Who could forget her enthusiasm for ‘opening up new pork markets’? The grin? The long, long, long pause for applause? Or the sudden transition into the sort of tone usually deployed by Presbyterian preachers warning that to even look upon the face of the Pope is to risk eternal damnation, used to deliver the immortal words: ‘We import two thirds of our cheese. That. Is. A. Dis. Grace’.

The only problem with Truss is the existence of this photo with Michael Gove. They knew perfectly well what they were doing. Because I can’t travel back in time to stop it being taken, I will have to settle for crossing her off my list of candidates.

Suella Braverman is running on the interesting platform that what people really want is Brexit. We need to bring Brexit back. We need to make it great again, and it needs to be at the centre of every conversation. Don’t you miss Brexit? Don’t you wish every political conversation revolved around it? Don’t you just want it to return to sitting in the centre of our politics like a black hole, sucking in everything around it? Suella does. Perhaps you do too. I don’t, so she’s off my list.

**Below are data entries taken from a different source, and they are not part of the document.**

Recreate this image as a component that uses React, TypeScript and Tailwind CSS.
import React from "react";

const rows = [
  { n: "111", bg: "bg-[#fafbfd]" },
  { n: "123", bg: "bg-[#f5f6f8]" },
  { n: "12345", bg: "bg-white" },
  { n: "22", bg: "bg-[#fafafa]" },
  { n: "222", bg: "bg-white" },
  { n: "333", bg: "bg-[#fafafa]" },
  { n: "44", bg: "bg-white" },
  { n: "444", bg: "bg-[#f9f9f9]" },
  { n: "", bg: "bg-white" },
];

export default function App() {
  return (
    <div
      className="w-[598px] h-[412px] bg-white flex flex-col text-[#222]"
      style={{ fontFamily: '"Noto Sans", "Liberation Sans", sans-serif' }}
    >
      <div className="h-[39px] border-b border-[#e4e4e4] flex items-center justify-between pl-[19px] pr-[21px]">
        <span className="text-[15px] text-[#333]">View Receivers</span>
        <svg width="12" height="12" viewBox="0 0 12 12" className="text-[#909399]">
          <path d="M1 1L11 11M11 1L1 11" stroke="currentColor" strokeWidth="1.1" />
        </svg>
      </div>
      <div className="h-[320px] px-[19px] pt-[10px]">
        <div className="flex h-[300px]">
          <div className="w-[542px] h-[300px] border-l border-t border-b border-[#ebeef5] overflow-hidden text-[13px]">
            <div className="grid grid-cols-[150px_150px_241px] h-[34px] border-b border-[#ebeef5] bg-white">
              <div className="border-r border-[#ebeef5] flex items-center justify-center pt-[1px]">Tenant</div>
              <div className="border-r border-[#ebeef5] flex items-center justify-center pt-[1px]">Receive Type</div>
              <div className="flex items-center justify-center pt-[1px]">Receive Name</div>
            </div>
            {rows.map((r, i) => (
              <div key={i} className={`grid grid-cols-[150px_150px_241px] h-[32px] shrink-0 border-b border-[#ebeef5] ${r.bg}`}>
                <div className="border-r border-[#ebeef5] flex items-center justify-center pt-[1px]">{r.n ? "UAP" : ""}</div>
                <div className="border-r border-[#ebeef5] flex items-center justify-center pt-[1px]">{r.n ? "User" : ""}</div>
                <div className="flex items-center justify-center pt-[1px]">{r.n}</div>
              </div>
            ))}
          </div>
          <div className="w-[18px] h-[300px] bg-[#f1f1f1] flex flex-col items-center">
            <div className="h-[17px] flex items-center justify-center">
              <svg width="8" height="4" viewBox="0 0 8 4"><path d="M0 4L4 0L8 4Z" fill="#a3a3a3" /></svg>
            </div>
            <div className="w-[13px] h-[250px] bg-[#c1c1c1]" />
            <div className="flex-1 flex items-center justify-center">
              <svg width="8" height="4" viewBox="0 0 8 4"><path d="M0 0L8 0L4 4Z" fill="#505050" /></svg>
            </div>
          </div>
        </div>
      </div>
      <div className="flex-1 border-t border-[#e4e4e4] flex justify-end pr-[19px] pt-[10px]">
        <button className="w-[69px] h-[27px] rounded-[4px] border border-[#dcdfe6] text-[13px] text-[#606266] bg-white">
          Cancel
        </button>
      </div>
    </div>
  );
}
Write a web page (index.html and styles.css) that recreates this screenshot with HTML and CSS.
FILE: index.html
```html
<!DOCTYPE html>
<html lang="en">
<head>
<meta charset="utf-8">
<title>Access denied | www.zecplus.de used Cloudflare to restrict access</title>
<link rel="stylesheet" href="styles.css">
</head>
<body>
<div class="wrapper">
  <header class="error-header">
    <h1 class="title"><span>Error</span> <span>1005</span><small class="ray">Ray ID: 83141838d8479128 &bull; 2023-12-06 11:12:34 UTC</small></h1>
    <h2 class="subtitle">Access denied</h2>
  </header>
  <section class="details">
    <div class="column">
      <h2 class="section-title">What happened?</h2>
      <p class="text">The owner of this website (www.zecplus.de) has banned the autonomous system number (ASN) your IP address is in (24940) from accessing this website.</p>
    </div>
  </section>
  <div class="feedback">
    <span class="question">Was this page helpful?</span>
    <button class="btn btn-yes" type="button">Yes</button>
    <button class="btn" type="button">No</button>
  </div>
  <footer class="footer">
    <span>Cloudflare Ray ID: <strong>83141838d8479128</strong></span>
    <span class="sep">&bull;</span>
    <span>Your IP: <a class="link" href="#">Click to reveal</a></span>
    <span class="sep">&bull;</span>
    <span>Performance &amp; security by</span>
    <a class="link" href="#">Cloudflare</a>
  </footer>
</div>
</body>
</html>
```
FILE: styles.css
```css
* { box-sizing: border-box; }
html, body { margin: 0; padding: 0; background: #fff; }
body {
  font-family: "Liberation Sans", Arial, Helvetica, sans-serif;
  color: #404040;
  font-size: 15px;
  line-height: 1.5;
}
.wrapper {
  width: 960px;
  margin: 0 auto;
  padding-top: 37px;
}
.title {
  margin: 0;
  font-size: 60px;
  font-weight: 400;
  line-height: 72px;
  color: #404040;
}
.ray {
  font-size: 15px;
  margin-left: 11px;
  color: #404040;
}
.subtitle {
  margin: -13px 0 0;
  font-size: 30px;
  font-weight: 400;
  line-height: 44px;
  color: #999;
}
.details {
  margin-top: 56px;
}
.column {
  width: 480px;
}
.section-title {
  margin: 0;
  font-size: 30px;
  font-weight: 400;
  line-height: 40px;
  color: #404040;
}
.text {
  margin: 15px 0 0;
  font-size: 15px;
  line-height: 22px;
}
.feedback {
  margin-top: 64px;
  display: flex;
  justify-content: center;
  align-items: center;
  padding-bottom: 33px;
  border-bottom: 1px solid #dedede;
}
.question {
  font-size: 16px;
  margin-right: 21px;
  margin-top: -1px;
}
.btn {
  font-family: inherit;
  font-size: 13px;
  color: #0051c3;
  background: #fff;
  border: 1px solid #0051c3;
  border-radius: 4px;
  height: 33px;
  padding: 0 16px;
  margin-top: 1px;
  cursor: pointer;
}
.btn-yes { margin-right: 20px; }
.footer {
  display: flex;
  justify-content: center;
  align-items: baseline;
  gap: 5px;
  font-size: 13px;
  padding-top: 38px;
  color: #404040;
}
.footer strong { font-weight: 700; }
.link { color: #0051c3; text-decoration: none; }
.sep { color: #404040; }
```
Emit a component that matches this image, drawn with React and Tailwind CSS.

Ending our list of vetoes is ConservativeHome’s frontrunner in member polling, Penny Mordaunt. To be entirely honest, I can’t remember much about Penny other than that she delivered an admirable speech on ‘cock welfare’ as the result of a naval dare. Her campaign video, which consisted of a series of stock footage shots overlaid with increasingly soupy narration unencumbered by things like ‘policies’ or ‘ideas’, is equally forgettable. This approach is all well and good when your instincts are in line with the members, but when you’ve backed legislation referring to ‘pregnant people’ rather than ‘expectant mothers’, you’ll have to forgive them if they retain some doubts.

There. That’s it. They’re all awful. You can now safely ignore their increasingly desperate appeals for your time, energy, and vote, secure in the knowledge that whoever wins will be a disappointment no matter what.